Director of Sydney-based open source advisory firm Waugh Partners Jeff Waugh says with concerns of bias and corruption tainting other working groups, the local standards group wants to ensure Standards Australia is not seen to have similar problems.
Waugh, who is also on Standards Australia's OOXML working group, says with two objective participants previously, the group wants to see what NZ has done applied here.
"We would suggest Standards Australia go with a no vote, but it's difficult to see a consensus form around 'no' given the way the process has been run," Waugh says, adding Jelliffe's presence will "certainly have an impact".
"I don't know what they are going to do, but with the position they are in the most likely option is to abstain."
Waugh believes Jelliffe has raised some good comments about the specification, but says it is disconcerting that his commentary of OOXML is along the lines of "yes, there are problems with it, but none are showstoppers so we should standardise it anyway".
"Nothing fazes him about the quality of the specification," Waugh says. "A restructure of the document would help and the ECMA has restructured it quite significantly, but we are still on this fast-track process and we don't have a huge amount of time to go through it before it could become a standard."

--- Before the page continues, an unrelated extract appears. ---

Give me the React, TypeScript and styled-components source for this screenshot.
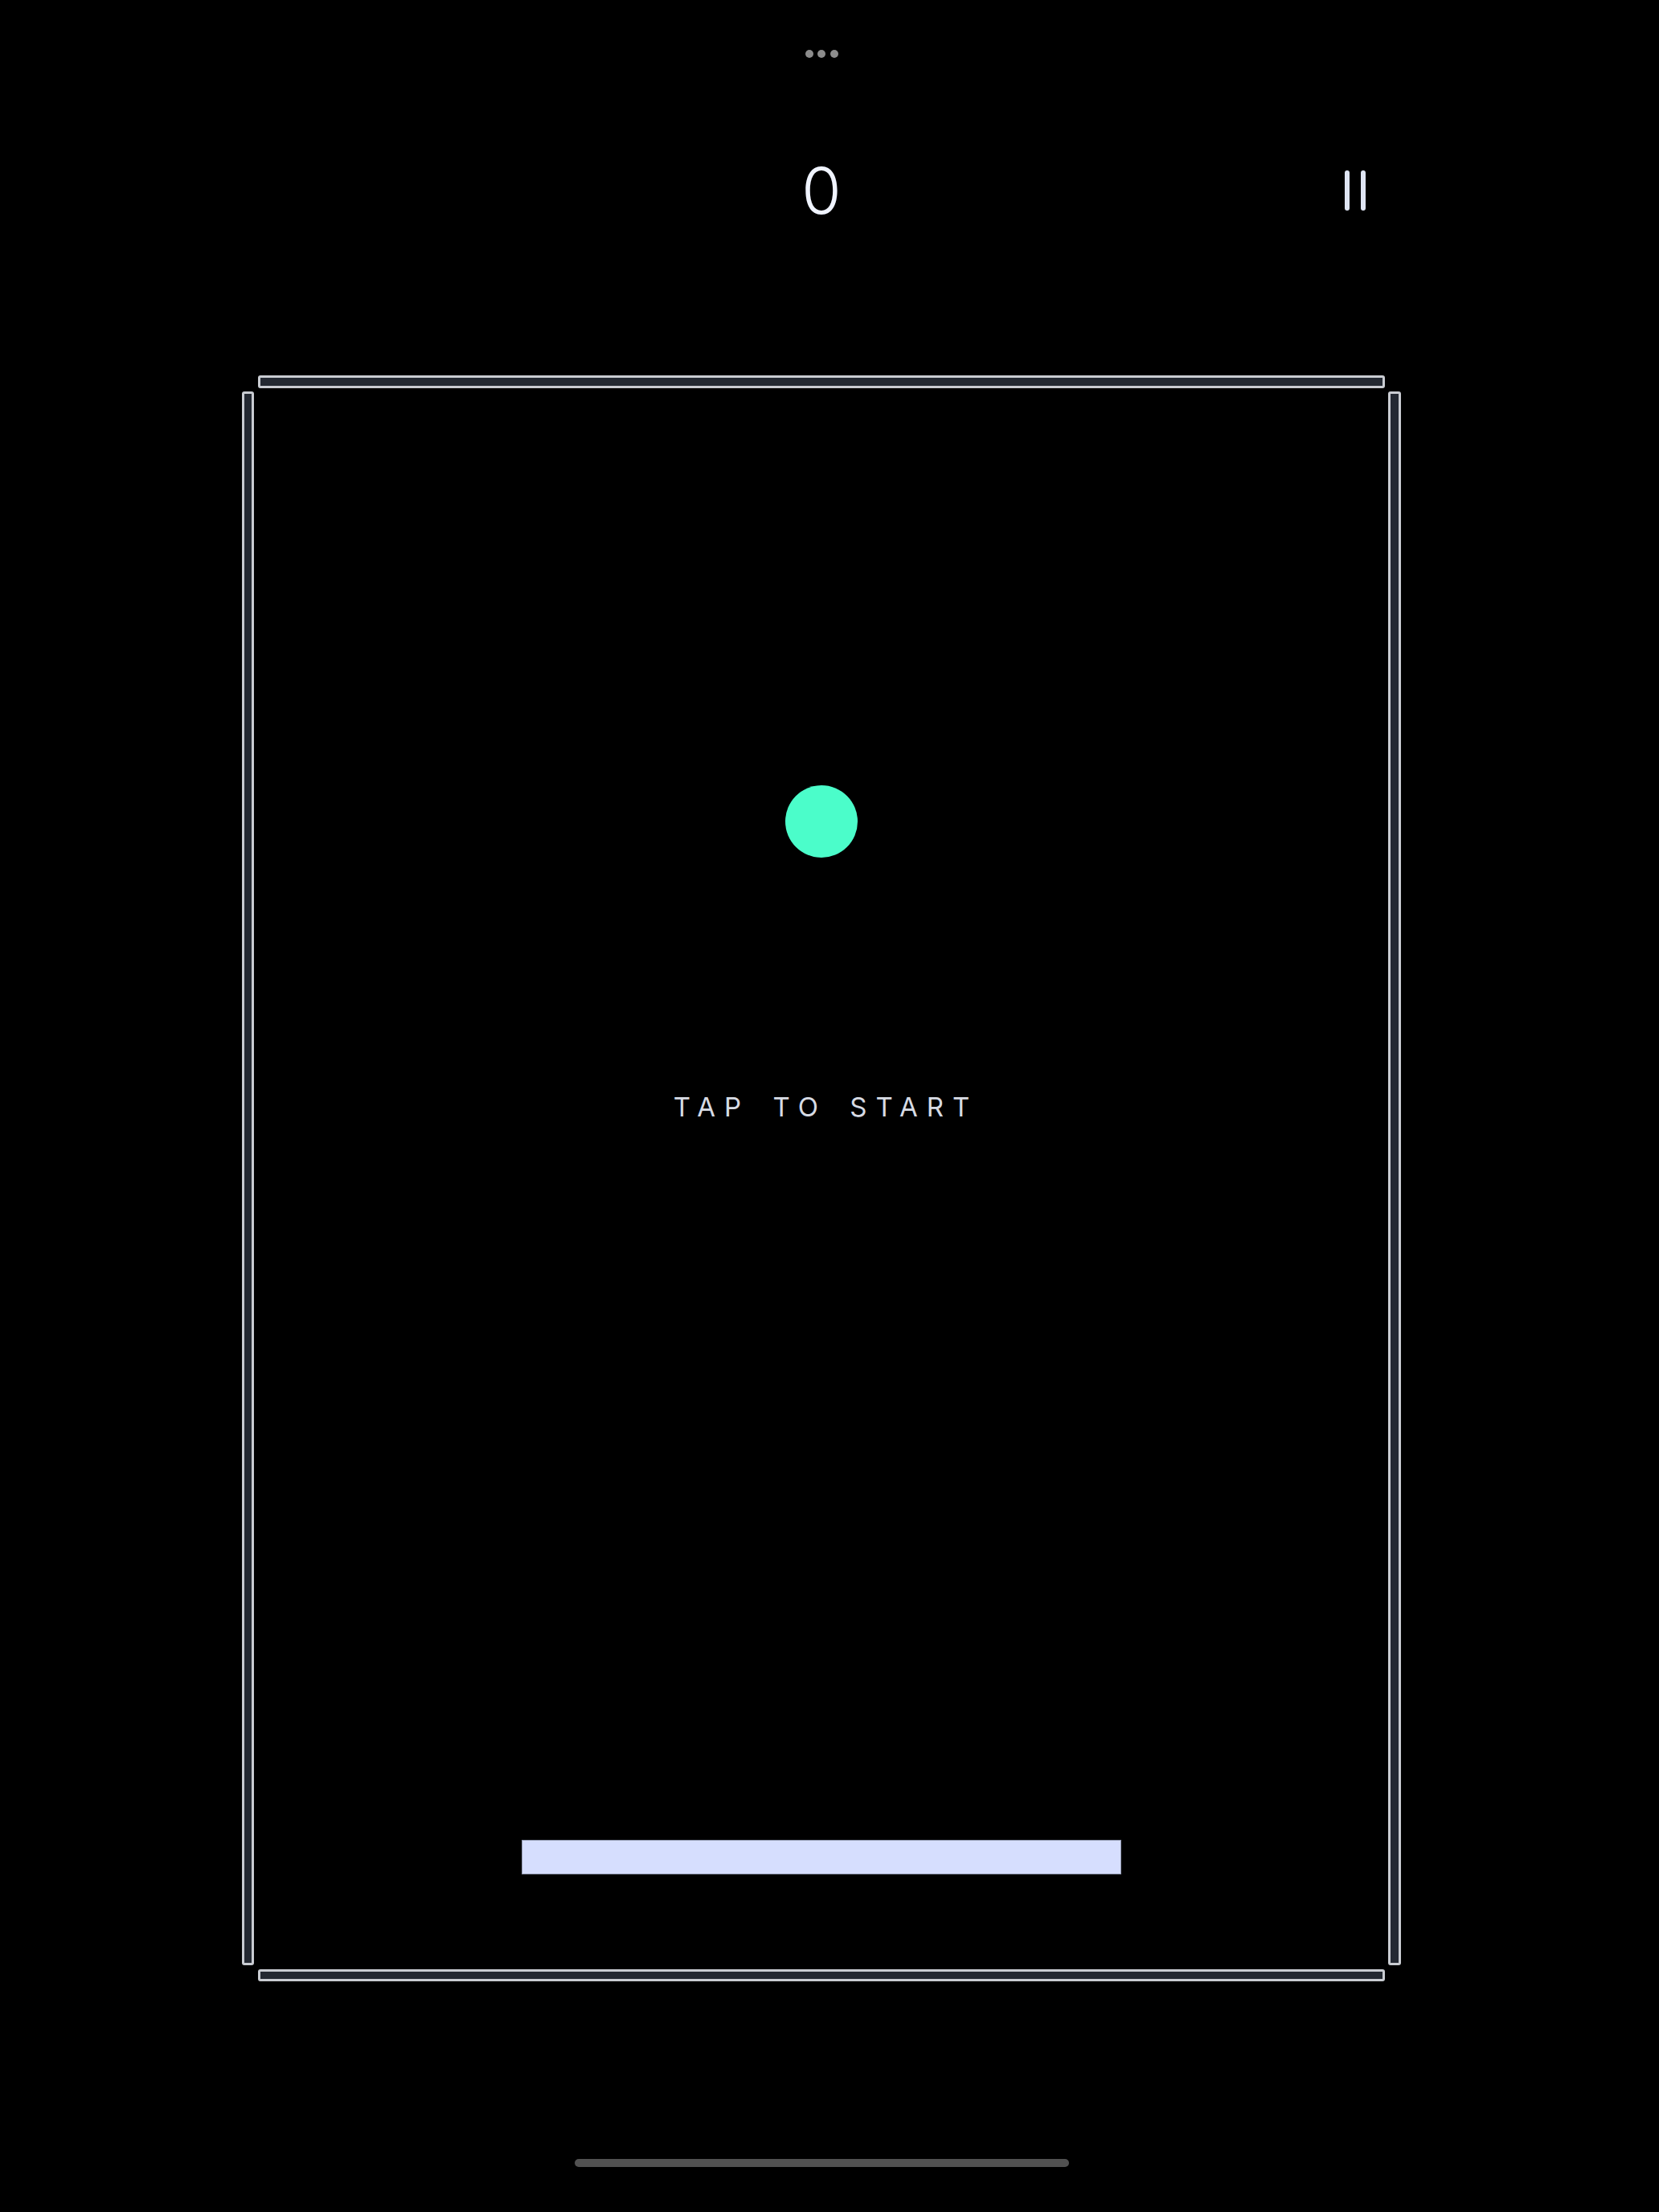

"Saying no means saying no to the fast-track process," Waugh says. "There is a view that more time is needed to go through the specification, and there is a view that by standardising it now we are going to push back the option to further harmonise the OOXML and ODF standards."
Waugh says bringing more of the features of the two standards together will eliminate having two standards for many of the same things, and from a locally ISV point of view would simplify the work required by ISVs to support the document formats.
Another organisation on the OOXML working group is Google.
A Google spokesperson told Computerworld the question of whether OOXML is ready for approval as an ISO/IEC standard "is of enormous importance, and we believe that Australia's interests would be much better represented in Geneva if our delegation represented both viewpoints".
"Rick is a highly respected expert in the field of XML-based standards," the spokesperson says. "It does, however, raise concerns that by his own admission he has been a paid consultant on OOXML for the very company proposing it as a standard."
Rick Jelliffe was unavailable for comment.